Fix parsing of regexps that toggle extended mode on/off inside regexp
This was broken in ec3542229b29ec93062e9d90e877ea29d3c19472. That commit
didn't handle cases where extended mode was turned on/off inside the
regexp. There are two ways to turn extended mode on/off:
/(?-x:#y)#z
/x =~ '#y'
/(?-x)#y(?x)#z
/x =~ '#y'
These can be nested inside the same regexp:
/(?-x:(?x)#x
(?-x)#y)#z
/x =~ '#y'
As you can probably imagine, this makes handling these regexps
somewhat complex. Due to the nesting inside portions of regexps,
the unassign_nonascii function needs to be recursive. In
recursive mode, it needs to track both opening and closing
parentheses, similar to how it already tracked opening and
closing brackets for character classes.
When scanning the regexp and coming to (?
not followed by #
,
scan for options, and use x
and i
to determine whether to
turn on or off extended mode. For :
, indicting only the
current regexp section should have the extended mode
switched, recurse with the extended mode set or unset. For )
,
indicating the remainder of the regexp (or current regexp portion
if already recursing) should turn extended mode on or off, just
change the extended mode flag and keep scanning.

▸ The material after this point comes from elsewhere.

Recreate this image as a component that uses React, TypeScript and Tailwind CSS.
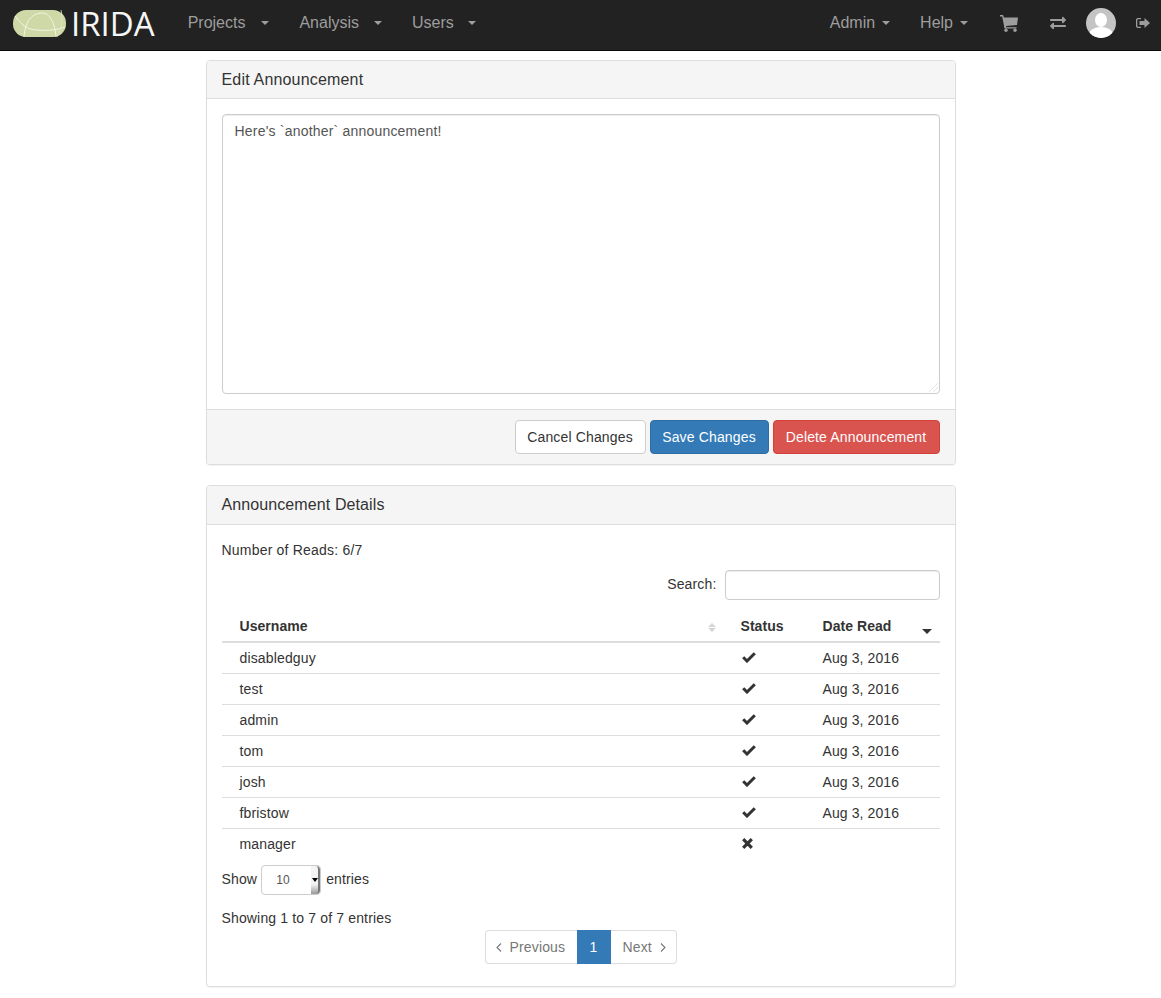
import { FaExchangeAlt } from "react-icons/fa";

const reads = [
  { name: "disabledguy", read: true },
  { name: "test", read: true },
  { name: "admin", read: true },
  { name: "tom", read: true },
  { name: "josh", read: true },
  { name: "fbristow", read: true },
  { name: "manager", read: false },
];

function Caret({ className }: { className: string }) {
  return <span className={`inline-block h-0 w-0 border-x-4 border-t-4 border-x-transparent border-t-[#9d9d9d] ${className}`} />;
}

function NavLink({ label, caretGap }: { label: string; caretGap: string }) {
  return (
    <a className="flex items-center text-base text-[#9d9d9d]">
      {label}
      <Caret className={caretGap} />
    </a>
  );
}

function Logo() {
  return (
    <svg width="53" height="27" viewBox="0 0 53 27" className="shrink-0">
      <rect x="0" y="0" width="53" height="27" rx="13" fill="#cfd9a8" />
      <path d="M2 6C8 14 14 20 24 20C34 21 44 20 52 17" fill="none" stroke="#f2f5e4" strokeWidth="1" />
      <path d="M11 27C12 13 18 3 29 3C37 3 42 13 43 27" fill="none" stroke="#f2f5e4" strokeWidth="1" />
      <path d="M48 0C50 8 49 17 44 27" fill="none" stroke="#dfe6c4" strokeWidth="0.8" />
    </svg>
  );
}

function CartIcon() {
  return (
    <svg width="18" height="17" viewBox="0 0 18 17" className="ml-[32px]" fill="#9d9d9d">
      <path d="M0 0h3l1 2.500h14l-1 7.500-11 1 .3 1.200H16.500V13.500H4.500L2.200 1.500H0z" />
      <circle cx="6" cy="15.300" r="1.700" />
      <circle cx="15" cy="15.300" r="1.700" />
    </svg>
  );
}

function Avatar() {
  return (
    <svg width="30" height="30" viewBox="0 0 30 30" className="ml-[20px]">
      <clipPath id="avatar-clip"><circle cx="15" cy="15" r="15" /></clipPath>
      <g clipPath="url(#avatar-clip)">
        <rect width="30" height="30" fill="#c4c4c4" />
        <ellipse cx="15" cy="12" rx="6" ry="7" fill="#fff" />
        <ellipse cx="15" cy="27" rx="12" ry="8" fill="#fff" />
      </g>
    </svg>
  );
}

function LogoutIcon() {
  return (
    <svg width="14" height="10" viewBox="0 0 14 10" className="ml-[20px]" fill="#9d9d9d">
      <path d="M5 0H2C.8 0 0 .8 0 2v6c0 1.200.8 2 2 2h3V8.700H2.300c-.6 0-1-.4-1-1V2.300c0-.6.4-1 1-1H5z" />
      <path d="M8.500 0L14 5l-5.500 5V7H3.500V3h5z" />
    </svg>
  );
}

function CheckIcon() {
  return (
    <svg width="14" height="11" viewBox="0 0 14 11" fill="none" stroke="#333" strokeWidth="3">
      <path d="M1.200 5.200L5 9L12.800 1.300" />
    </svg>
  );
}

function CrossIcon() {
  return (
    <svg width="11" height="11" viewBox="0 0 11 11" fill="none" stroke="#333" strokeWidth="3.200">
      <path d="M1.200 1.200L9.800 9.800M9.800 1.200L1.200 9.800" />
    </svg>
  );
}

function Chevron({ d }: { d: string }) {
  return (
    <svg width="6" height="9" viewBox="0 0 6 9" fill="none" stroke="#777" strokeWidth="1.100">
      <path d={d} />
    </svg>
  );
}

function SortIcon() {
  return (
    <span className="mt-[3px] flex flex-col gap-px">
      <span className="h-0 w-0 border-x-[4px] border-b-[4px] border-x-transparent border-b-[#d6d6d6]" />
      <span className="h-0 w-0 border-x-[4px] border-t-[4px] border-x-transparent border-t-[#d6d6d6]" />
    </span>
  );
}

function Panel({ title, tall, spacing, children }: { title: string; tall?: boolean; spacing: string; children: React.ReactNode }) {
  return (
    <section className="overflow-hidden rounded border border-[#ddd] bg-white shadow-[0_1px_1px_rgba(0,0,0,0.05)]">
      <h3 className={`${tall ? "h-[39px] leading-[38px]" : "h-[38px] leading-[37px]"} border-b border-[#ddd] bg-[#f5f5f5] px-[15px] text-base text-[#333] ${spacing}`}>{title}</h3>
      {children}
    </section>
  );
}

export default function App() {
  return (
    <div className="min-h-[998px] bg-white text-sm tracking-[0.15px] text-[#333] [font-family:'Liberation_Sans',Arial,sans-serif]">
      <nav className="flex h-[51px] items-center border-b border-[#080808] bg-[#222] pb-[4px] pl-[13px] tracking-normal">
        <Logo />
        <span className="ml-[5px] text-[33px] font-normal leading-none text-[#f6f6f6] [font-family:'Open_Sans','Liberation_Sans',sans-serif]">IRIDA</span>
        <div className="ml-[33px] flex items-center">
          <NavLink label="Projects" caretGap="ml-[16px]" />
          <div className="ml-[30px]"><NavLink label="Analysis" caretGap="ml-[15px]" /></div>
          <div className="ml-[30px]"><NavLink label="Users" caretGap="ml-[14px]" /></div>
        </div>
        <div className="ml-auto flex items-center pr-[11px]">
          <NavLink label="Admin" caretGap="ml-[7px]" />
          <div className="ml-[30px]"><NavLink label="Help" caretGap="ml-[7px]" /></div>
          <CartIcon />
          <FaExchangeAlt className="ml-[32px] text-[16px] text-[#9d9d9d]" />
          <Avatar />
          <LogoutIcon />
        </div>
      </nav>

      <main className="mx-auto mt-[9px] flex w-[750px] flex-col gap-[20px]">
        <Panel title="Edit Announcement" spacing="tracking-[0.18px]">
          <div className="p-[15px]">
            <div className="relative">
              <textarea
                readOnly
                defaultValue="Here's `another` announcement!"
                className="block h-[280px] w-full resize-none rounded border border-[#ccc] px-3 py-1.5 text-sm leading-5 tracking-[0.2px] text-[#555] shadow-[inset_0_1px_1px_rgba(0,0,0,0.075)] outline-none"
              />
              <svg width="9" height="9" viewBox="0 0 9 9" className="absolute bottom-[2px] right-[2px]" stroke="#e4e4e4" fill="none">
                <path d="M0 9L9 0M4 9L9 4" />
              </svg>
            </div>
          </div>
          <div className="flex h-[55px] items-center justify-end gap-1 border-t border-[#ddd] bg-[#f5f5f5] px-[15px]">
            <button className="h-[34px] w-[131px] rounded border border-[#ccc] bg-white text-[#333]">Cancel Changes</button>
            <button className="h-[34px] w-[119px] rounded border border-[#2e6da4] bg-[#337ab7] text-white">Save Changes</button>
            <button className="h-[34px] w-[167px] rounded border border-[#d43f3a] bg-[#d9534f] text-white">Delete Announcement</button>
          </div>
        </Panel>

        <Panel title="Announcement Details" tall spacing="tracking-[0.1px]">
          <div className="p-[15px] pb-[22px]">
            <p className="leading-5 tracking-[0.2px]">Number of Reads: 6/7</p>
            <div className="mt-[10px] flex items-center justify-end gap-2">
              <label className="pb-[2px] pl-px">Search:</label>
              <input className="h-[30px] w-[215px] rounded border border-[#ccc] shadow-[inset_0_1px_1px_rgba(0,0,0,0.075)] outline-none" />
            </div>
            <table className="mt-[10px] w-full border-collapse">
              <thead>
                <tr className="h-[32px] border-b-2 border-[#ddd] text-left font-bold tracking-[0.05px]">
                  <th className="w-[501px] pl-[18px]">
                    <div className="flex items-center justify-between pr-[7px]">Username<SortIcon /></div>
                  </th>
                  <th className="w-[81px] pl-[18px]">Status</th>
                  <th className="relative pl-[19px]">
                    Date Read
                    <span className="absolute right-[8px] top-[19px] h-0 w-0 border-x-[5px] border-t-[5px] border-x-transparent border-t-[#333]" />
                  </th>
                </tr>
              </thead>
              <tbody>
                {reads.map((r, i) => (
                  <tr key={r.name} className={`h-[31px] ${i < reads.length - 1 ? "border-b border-[#ddd]" : ""}`}>
                    <td className="pl-[18px]">{r.name}</td>
                    <td className="pl-[19px]">
                      {r.read ? <CheckIcon /> : <CrossIcon />}
                    </td>
                    <td className="pl-[19px] tracking-[0.1px]">{r.read ? "Aug 3, 2016" : ""}</td>
                  </tr>
                ))}
              </tbody>
            </table>
            <div className="mt-[6px] flex h-[30px] items-center">
              <span className="pb-[2px]">Show</span>
              <div className="relative ml-1 flex h-[30px] w-[60px] items-center rounded border border-[#ccc] pl-[14px] text-xs text-[#555]">
                10
                <span className="absolute inset-y-0 right-0 flex w-[9px] items-center justify-center rounded-r border-r-2 border-r-[#777] bg-[linear-gradient(#f4f4f4_65%,#999)]">
                  <span className="h-0 w-0 border-x-[3px] border-t-[4px] border-x-transparent border-t-black" />
                </span>
              </div>
              <span className="ml-[5px] pb-[2px]">entries</span>
            </div>
            <p className="mt-[13px] leading-5">Showing 1 to 7 of 7 entries</p>
            <div className="mt-[2px] flex justify-center">
              <div className="flex h-[34px] items-stretch">
                <a className="flex w-[92px] items-center gap-[8px] rounded-l border border-r-0 border-[#ddd] pl-[10px] text-[#777]">
                  <Chevron d="M5 .5L1 4.500L5 8.500" />Previous
                </a>
                <a className="flex w-[34px] items-center justify-center bg-[#337ab7] text-white">1</a>
                <a className="flex w-[66px] items-center gap-[8px] rounded-r border border-l-0 border-[#ddd] pl-[12px] text-[#777]">
                  Next<Chevron d="M1 .5L5 4.500L1 8.500" />
                </a>
              </div>
            </div>
          </div>
        </Panel>
      </main>
    </div>
  );
}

While testing this, I noticed that a
, d
, and u
are accepted
as options, in addition to i
, m
, and x
, but I can't see
where those options are documented. I'm not sure whether or not
handling a
, d
, and u
as options is a bug.
Fixes [Bug #19379]
Updated by naruse (Yui NARUSE) almost 2 years ago
- Backport changed from 2.7: DONTNEED, 3.0: DONTNEED, 3.1: DONTNEED, 3.2: REQUIRED to 2.7: DONTNEED, 3.0: DONTNEED, 3.1: DONTNEED, 3.2: DONE
ruby_3_2 ca75332f46c39804e06cd37c2608cbdef0aebf05 merged revision(s) eccfc978fd6f65332eb70c9a46fbb4d5110bbe0a.